EXERCISE AIM - Without the pictures, can you quote each line below exactly?

::::::::::

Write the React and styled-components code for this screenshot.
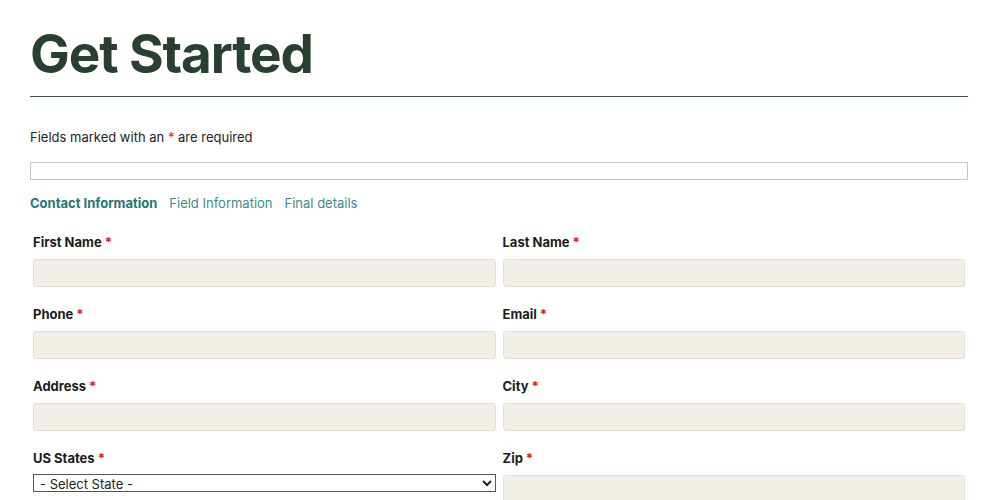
import React from 'react';
import styled, { createGlobalStyle } from 'styled-components';

const GlobalStyle = createGlobalStyle`
  html, body {
    margin: 0;
    padding: 0;
    background: #ffffff;
    font-family: Inter, "Liberation Sans", sans-serif;
    color: #1e1e1e;
  }
`;

const Page = styled.div`
  padding: 22px 32px 0 30px;
`;

const Title = styled.h1`
  margin: 0;
  font-family: Inter, "Liberation Sans", sans-serif;
  font-size: 53px;
  line-height: 64px;
  font-weight: 700;
  letter-spacing: -1.1px;
  color: #283f31;
`;

const Rule = styled.hr`
  margin: 10px 0 0;
  border: 0;
  border-top: 1px solid #3d5446;
`;

const Note = styled.p`
  margin: 31px 0 0;
  font-size: 13px;
  line-height: 18px;
  color: #222;
`;

const Req = styled.span`
  color: #e2161b;
`;

const Progress = styled.div`
  margin-top: 16px;
  height: 16px;
  border: 1px solid #c4c4c4;
  background: #fff;
`;

const Tabs = styled.nav`
  display: flex;
  gap: 12px;
  margin-top: 14px;
`;

const Tab = styled.span`
  font-size: 13px;
  line-height: 18px;
  font-weight: ${({ active }) => (active ? 700 : 400)};
  color: ${({ active }) => (active ? '#24777a' : '#3a8c8c')};
`;

const Grid = styled.div`
  display: grid;
  grid-template-columns: 1fr 1fr;
  column-gap: 7px;
  row-gap: 18px;
  margin: 21px 3px 0 3px;
`;

const Field = styled.div`
  display: flex;
  flex-direction: column;
`;

const Label = styled.label`
  font-size: 13px;
  line-height: 18px;
  font-weight: 700;
  color: #1c1c1c;
  margin-bottom: 8px;

  ${Req} {
    margin-left: 3px;
  }
`;

const Input = styled.input`
  box-sizing: border-box;
  height: 28px;
  width: 100%;
  background: #f2efe8;
  border: 1px solid #e6dfd0;
  border-radius: 3px;
  outline: none;
`;

const Select = styled.select`
  box-sizing: border-box;
  height: 18px;
  width: 100%;
  margin-top: -1px;
  font-family: Inter, "Liberation Sans", sans-serif;
  font-size: 13px;
  color: #222;
  background: #fff;
  border: 1px solid #555;
  padding: 0 2px;
`;

const fields = [
  ['First Name', 'Last Name'],
  ['Phone', 'Email'],
  ['Address', 'City'],
];

export default function App() {
  return (
    <>
      <GlobalStyle />
      <Page>
        <Title>Get Started</Title>
        <Rule />
        <Note>
          Fields marked with an <Req>*</Req> are required
        </Note>
        <Progress />
        <Tabs>
          <Tab active>Contact Information</Tab>
          <Tab>Field Information</Tab>
          <Tab>Final details</Tab>
        </Tabs>
        <Grid>
          {fields.flat().map((name) => (
            <Field key={name}>
              <Label>
                {name}
                <Req>*</Req>
              </Label>
              <Input />
            </Field>
          ))}
          <Field>
            <Label>
              US States
              <Req>*</Req>
            </Label>
            <Select defaultValue="">
              <option value="">- Select State -</option>
            </Select>
          </Field>
          <Field>
            <Label>
              Zip
              <Req>*</Req>
            </Label>
            <Input />
          </Field>
        </Grid>
      </Page>
    </>
  );
}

::::::::::

EXERCISE SOLUTION -
Write the React and styled-components code for this screenshot.
import React from 'react';
import styled, { createGlobalStyle } from 'styled-components';

const GlobalStyle = createGlobalStyle`
  html, body {
    margin: 0;
    padding: 0;
    background: #ffffff;
    font-family: Inter, "Liberation Sans", sans-serif;
    color: #1e1e1e;
  }
`;

const Page = styled.div`
  padding: 22px 32px 0 30px;
`;

const Title = styled.h1`
  margin: 0;
  font-family: Inter, "Liberation Sans", sans-serif;
  font-size: 53px;
  line-height: 64px;
  font-weight: 700;
  letter-spacing: -1.1px;
  color: #283f31;
`;

const Rule = styled.hr`
  margin: 10px 0 0;
  border: 0;
  border-top: 1px solid #3d5446;
`;

const Note = styled.p`
  margin: 31px 0 0;
  font-size: 13px;
  line-height: 18px;
  color: #222;
`;

const Req = styled.span`
  color: #e2161b;
`;

const Progress = styled.div`
  margin-top: 16px;
  height: 16px;
  border: 1px solid #c4c4c4;
  background: #fff;
`;

const Tabs = styled.nav`
  display: flex;
  gap: 12px;
  margin-top: 14px;
`;

const Tab = styled.span`
  font-size: 13px;
  line-height: 18px;
  font-weight: ${({ active }) => (active ? 700 : 400)};
  color: ${({ active }) => (active ? '#24777a' : '#3a8c8c')};
`;

const Grid = styled.div`
  display: grid;
  grid-template-columns: 1fr 1fr;
  column-gap: 7px;
  row-gap: 18px;
  margin: 21px 3px 0 3px;
`;

const Field = styled.div`
  display: flex;
  flex-direction: column;
`;

const Label = styled.label`
  font-size: 13px;
  line-height: 18px;
  font-weight: 700;
  color: #1c1c1c;
  margin-bottom: 8px;

  ${Req} {
    margin-left: 3px;
  }
`;

const Input = styled.input`
  box-sizing: border-box;
  height: 28px;
  width: 100%;
  background: #f2efe8;
  border: 1px solid #e6dfd0;
  border-radius: 3px;
  outline: none;
`;

const Select = styled.select`
  box-sizing: border-box;
  height: 18px;
  width: 100%;
  margin-top: -1px;
  font-family: Inter, "Liberation Sans", sans-serif;
  font-size: 13px;
  color: #222;
  background: #fff;
  border: 1px solid #555;
  padding: 0 2px;
`;

const fields = [
  ['First Name', 'Last Name'],
  ['Phone', 'Email'],
  ['Address', 'City'],
];

export default function App() {
  return (
    <>
      <GlobalStyle />
      <Page>
        <Title>Get Started</Title>
        <Rule />
        <Note>
          Fields marked with an <Req>*</Req> are required
        </Note>
        <Progress />
        <Tabs>
          <Tab active>Contact Information</Tab>
          <Tab>Field Information</Tab>
          <Tab>Final details</Tab>
        </Tabs>
        <Grid>
          {fields.flat().map((name) => (
            <Field key={name}>
              <Label>
                {name}
                <Req>*</Req>
              </Label>
              <Input />
            </Field>
          ))}
          <Field>
            <Label>
              US States
              <Req>*</Req>
            </Label>
            <Select defaultValue="">
              <option value="">- Select State -</option>
            </Select>
          </Field>
          <Field>
            <Label>
              Zip
              <Req>*</Req>
            </Label>
            <Input />
          </Field>
        </Grid>
      </Page>
    </>
  );
}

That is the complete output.